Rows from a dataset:
-- Start --

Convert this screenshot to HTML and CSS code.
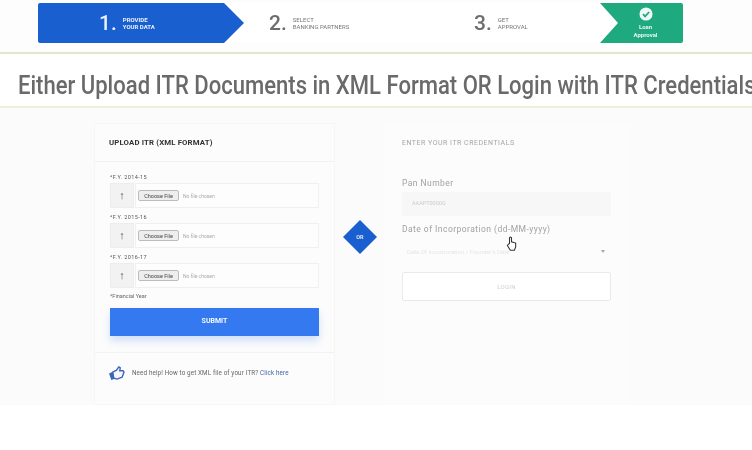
FILE: index.html
```html
<!DOCTYPE html>
<html lang="en">
<head>
<meta charset="utf-8">
<title>Upload ITR</title>
<link rel="stylesheet" href="styles.css">
</head>
<body>
<div class="page">
  <header class="stepper-wrap">
    <nav class="stepper">
      <div class="step step-active"><span class="num">1.</span><span class="lbl">PROVIDE<br>YOUR DATA</span></div>
      <div class="step step-two"><span class="num">2.</span><span class="lbl">SELECT<br>BANKING PARTNERS</span></div>
      <div class="step step-three"><span class="num">3.</span><span class="lbl">GET<br>APPROVAL</span></div>
      <div class="step step-done">
        <svg class="check" viewBox="0 0 16 16" width="14" height="14"><circle cx="8" cy="8" r="7.500" fill="#eef8f4"/><path d="M4.500 8.200l2.500 2.500 4.600-5" fill="none" stroke="#1fa97f" stroke-width="2"/></svg>
        <span class="done-lbl">Loan<br>Approval</span>
      </div>
    </nav>
  </header>
  <h1 class="title"><span class="title-text">Either Upload ITR Documents in XML Format OR Login with ITR Credentials</span></h1>
  <main class="content">
    <section class="card upload">
      <h2 class="card-head">UPLOAD ITR (XML FORMAT)</h2>
      <div class="card-body">
        <div class="fy">*F.Y. 2014-15</div>
        <div class="file-row"><span class="file-icon">&#8593;</span><span class="file-box"><span class="file-btn">Choose File</span><span class="file-none">No file chosen</span></span></div>
        <div class="fy">*F.Y. 2015-16</div>
        <div class="file-row"><span class="file-icon">&#8593;</span><span class="file-box"><span class="file-btn">Choose File</span><span class="file-none">No file chosen</span></span></div>
        <div class="fy">*F.Y. 2016-17</div>
        <div class="file-row"><span class="file-icon">&#8593;</span><span class="file-box"><span class="file-btn">Choose File</span><span class="file-none">No file chosen</span></span></div>
        <div class="fin">*Financial Year</div>
        <div class="submit">SUBMIT</div>
      </div>
      <div class="help">
        <svg class="thumb" viewBox="0 0 18 16" width="17" height="15"><path d="M5 6.500L9 4.500l2.500-3.500 1.500 1-.5 3h3.500l1 1.500-2 5.500-5.500 2-3.500-1z" fill="#f4f7fd" stroke="#3d66b8" stroke-width="1.500"/><path d="M1 8l4-2 2 7.500-3.500 1.500z" fill="#3d66b8"/></svg>
        <span>Need help! How to get XML file of your ITR? <em class="link">Click here</em></span>
      </div>
    </section>
    <div class="or-col"><div class="or"><span>OR</span></div></div>
    <section class="card creds">
      <h2 class="creds-head">ENTER YOUR ITR CREDENTIALS</h2>
      <label class="field-lbl">Pan Number</label>
      <div class="pan">AAAPT0000G</div>
      <label class="field-lbl dob">Date of Incorporation (dd-MM-yyyy)</label>
      <div class="date">Date Of Incorporation / Founder's Date<span class="caret"></span></div>
      <div class="login">LOGIN</div>
      <svg class="cursor" viewBox="0 0 14 18" width="12" height="15"><path d="M4 9V2.500a1.200 1.200 0 0 1 2.400 0V7l5 1.500V13l-1.500 4H5L1.500 11.500 2.500 10z" fill="#fff" stroke="#333" stroke-width="1.300"/></svg>
    </section>
  </main>
</div>
</body>
</html>
```

FILE: styles.css
```css
* { box-sizing: border-box; }
html, body { margin: 0; background: #fff; }
body { width: 752px; height: 450px; overflow: hidden; font-family: Roboto, "Liberation Sans", sans-serif; }
.page { display: flex; flex-direction: column; width: 752px; }

.stepper-wrap { height: 54px; padding: 3px 0 0 38px; border-bottom: 2px solid #e2e6cc; background: #fdfdfd; }
.stepper { display: flex; width: 645px; height: 40px; background: #fff; }
.step { display: flex; align-items: center; gap: 6px; height: 40px; filter: blur(.6px); }
.num { font-size: 21px; line-height: 1; font-weight: 500; color: #6d6d6d; }
.lbl { font-size: 6px; line-height: 7.500px; color: #777; }
.step-active { width: 206px; padding-left: 61px; background: #1a5fd0; border-radius: 2px 0 0 2px; clip-path: polygon(0 0, 186px 0, 100% 50%, 186px 100%, 0 100%); }
.step-active .num, .step-active .lbl { color: #e9f0fc; }
.step-active .lbl { font-weight: 700; }
.step-two { width: 176px; padding-left: 25px; }
.step-three { width: 180px; padding-left: 54px; }
.step-done { width: 83px; flex-direction: column; justify-content: center; gap: 2px; background: #1fa97f; border-radius: 0 2px 2px 0; clip-path: polygon(0 0, 100% 0, 100% 100%, 0 100%, 18px 50%); padding-left: 8px; }
.done-lbl { font-size: 6px; line-height: 8px; font-weight: 700; text-align: center; color: #e6f6f0; }
.check { flex: none; }

.title { margin: 0; height: 54px; padding: 15px 0 0 18px; font-size: 25.500px; line-height: 32px; font-weight: 500; white-space: nowrap; color: #6a6a6a; border-bottom: 2px solid #eef0dc; filter: blur(.6px); }
.title-text { display: inline-block; transform: scaleX(.865); transform-origin: 0 50%; }

.content { display: flex; height: 297px; padding: 15px 0 0 94px; background: #fbfbfb; }
.card { height: 282px; background: #fcfcfc; }
.upload { display: flex; flex-direction: column; width: 241px; border: 1px solid #f6f6f6; filter: blur(.55px); }
.card-head { margin: 0; height: 38px; padding: 14px 0 0 14px; font-size: 7.800px; line-height: 10px; font-weight: 700; letter-spacing: .15px; color: #333; border-bottom: 1px solid #f1f1f1; }
.card-body { height: 191px; padding: 11px 15px 0 15px; border-bottom: 1px solid #f2f2f2; }
.fy { height: 10px; font-size: 5.500px; line-height: 9px; letter-spacing: .4px; color: #555; }
.file-row { display: flex; height: 25px; margin-bottom: 5px; }
.file-icon { width: 24px; font-size: 11px; line-height: 24px; font-weight: 700; text-align: center; color: #555; background: #f2f2f2; border: 1px solid #ededed; }
.file-box { display: flex; flex: 1; align-items: center; padding-left: 2px; margin-left: 1px; background: #fdfdfd; border: 1px solid #f0f0f0; }
.file-btn { width: 41px; height: 11px; font-size: 5.500px; line-height: 10px; text-align: center; color: #444; background: #eee; border: 1px solid #bbb; border-radius: 2px; }
.file-none { margin-left: 4px; font-size: 5px; color: #aaa; }
.fin { height: 11px; margin-top: -1px; font-size: 5.500px; line-height: 8px; color: #666; }
.submit { height: 28px; margin-top: 5px; font-size: 7px; line-height: 27px; font-weight: 700; text-align: center; color: #f4f8ff; background: #3579f0; box-shadow: 0 5px 8px rgba(53,121,240,.22); }
.help { display: flex; align-items: center; gap: 7px; height: 50px; padding: 0 0 10px 13px; font-size: 6.300px; letter-spacing: .12px; color: #666; }
.thumb { flex: none; }
.link { font-style: normal; color: #3d5fa8; }

.or-col { width: 50px; padding: 97px 0 0 8px; }
.or { display: flex; align-items: center; justify-content: center; width: 34px; height: 34px; background: #1a5fd0; clip-path: polygon(50% 0, 100% 50%, 50% 100%, 0 50%); font-size: 5.500px; font-weight: 700; color: #dce8fb; filter: blur(.4px); }

.creds { position: relative; width: 245px; padding: 16px 19px 0 17px; background: #fcfcfc; }
.creds-head { margin: 0; height: 39px; font-size: 7px; line-height: 9px; font-weight: 400; letter-spacing: .5px; color: #a5a5a5; filter: blur(.6px); }
.field-lbl { display: block; font-size: 8.500px; line-height: 11px; letter-spacing: .45px; color: #a2a2a2; filter: blur(.6px); }
.pan { height: 24px; margin-top: 3px; padding-left: 10px; font-size: 5.500px; line-height: 22px; color: #ccc; background: #f7f7f7; filter: blur(.6px); }
.dob { margin-top: 8px; }
.date { display: flex; align-items: center; justify-content: space-between; height: 26px; margin-top: 3px; padding: 0 6px 0 5px; font-size: 6px; color: #e6e6e6; filter: blur(.6px); }
.caret { width: 0; height: 0; border: 2.500px solid transparent; border-top: 3px solid #aaa; border-bottom: 0; }
.login { height: 29px; margin-top: 8px; font-size: 6px; line-height: 27px; letter-spacing: .3px; text-align: center; color: #cfcfcf; background: #fff; border: 1px solid #eaeaea; border-radius: 2px; filter: blur(.4px); }
.cursor { position: absolute; left: 121px; top: 113px; filter: blur(.3px); }
```
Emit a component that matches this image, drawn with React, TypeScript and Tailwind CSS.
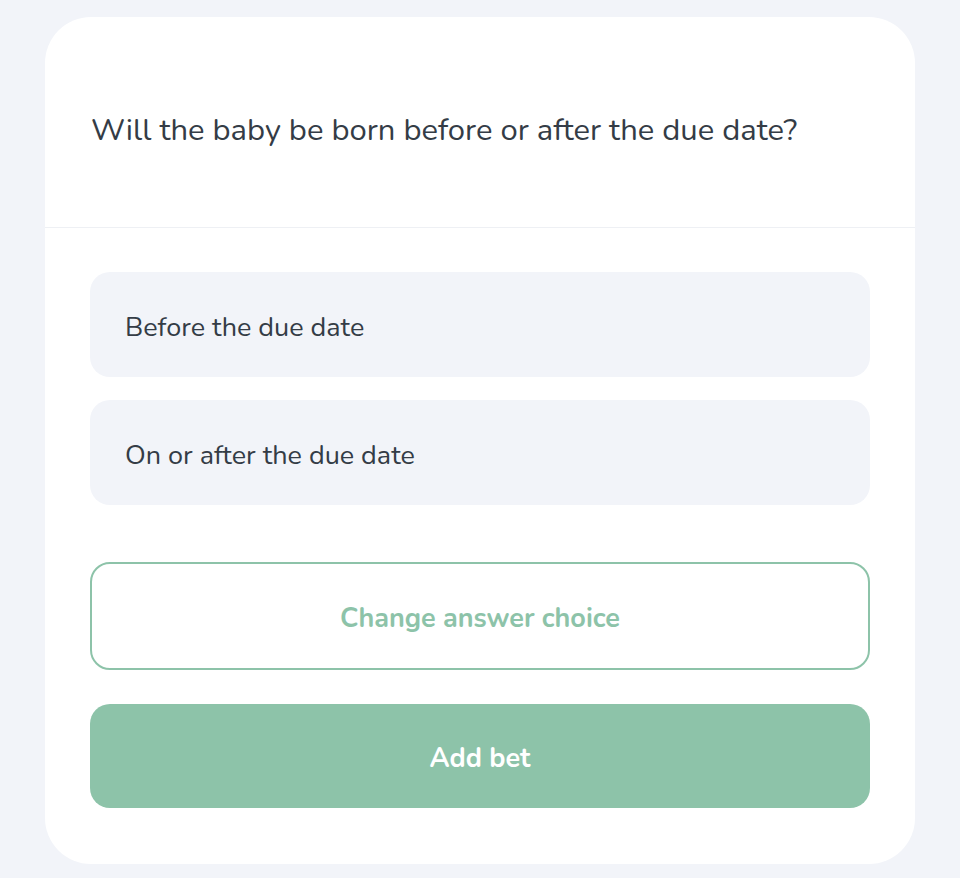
export default function App() {
  const font = { fontFamily: "Nunito, Lato, 'Noto Sans', sans-serif" };
  return (
    <div className="min-h-[878px] w-[960px] bg-[#f2f4f9] pt-[17px]" style={font}>
      <div className="mx-[45px] w-[870px] h-[847px] rounded-[46px] bg-white flex flex-col">
        <div className="pt-[94px] pb-[78px] px-[46px] border-b border-[#eef0f4]">
          <p className="text-[31px] leading-[38px] text-[#343c46] whitespace-nowrap">
            Will the baby be born before or after the due date?
          </p>
        </div>
        <div className="px-[45px] pt-[44px] flex flex-col">
          <div className="h-[105px] rounded-[20px] bg-[#f2f4f9] flex items-center px-[35px] pt-[8px] text-[27px] text-[#343c46]">
            Before the due date
          </div>
          <div className="mt-[23px] h-[105px] rounded-[20px] bg-[#f2f4f9] flex items-center px-[35px] pt-[8px] text-[27px] text-[#343c46]">
            On or after the due date
          </div>
          <button className="mt-[57px] h-[108px] rounded-[20px] border-2 border-[#8dc3a9] bg-white flex items-center justify-center pt-[6px] text-[27px] font-bold text-[#8dc3a9]">
            Change answer choice
          </button>
          <button className="mt-[34px] h-[104px] rounded-[20px] bg-[#8dc3a9] flex items-center justify-center pt-[6px] text-[27px] font-bold text-white">
            Add bet
          </button>
        </div>
      </div>
    </div>
  );
}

-- End --

EXERCISE TASK: The lines to repeat start at the one holding "Emit a component" and run through the last line of the records above; write them out exactly, both ends included, but not the pictures.

ANSWER TO THIS PROBLEM:
Emit a component that matches this image, drawn with React, TypeScript and Tailwind CSS.
export default function App() {
  const font = { fontFamily: "Nunito, Lato, 'Noto Sans', sans-serif" };
  return (
    <div className="min-h-[878px] w-[960px] bg-[#f2f4f9] pt-[17px]" style={font}>
      <div className="mx-[45px] w-[870px] h-[847px] rounded-[46px] bg-white flex flex-col">
        <div className="pt-[94px] pb-[78px] px-[46px] border-b border-[#eef0f4]">
          <p className="text-[31px] leading-[38px] text-[#343c46] whitespace-nowrap">
            Will the baby be born before or after the due date?
          </p>
        </div>
        <div className="px-[45px] pt-[44px] flex flex-col">
          <div className="h-[105px] rounded-[20px] bg-[#f2f4f9] flex items-center px-[35px] pt-[8px] text-[27px] text-[#343c46]">
            Before the due date
          </div>
          <div className="mt-[23px] h-[105px] rounded-[20px] bg-[#f2f4f9] flex items-center px-[35px] pt-[8px] text-[27px] text-[#343c46]">
            On or after the due date
          </div>
          <button className="mt-[57px] h-[108px] rounded-[20px] border-2 border-[#8dc3a9] bg-white flex items-center justify-center pt-[6px] text-[27px] font-bold text-[#8dc3a9]">
            Change answer choice
          </button>
          <button className="mt-[34px] h-[104px] rounded-[20px] bg-[#8dc3a9] flex items-center justify-center pt-[6px] text-[27px] font-bold text-white">
            Add bet
          </button>
        </div>
      </div>
    </div>
  );
}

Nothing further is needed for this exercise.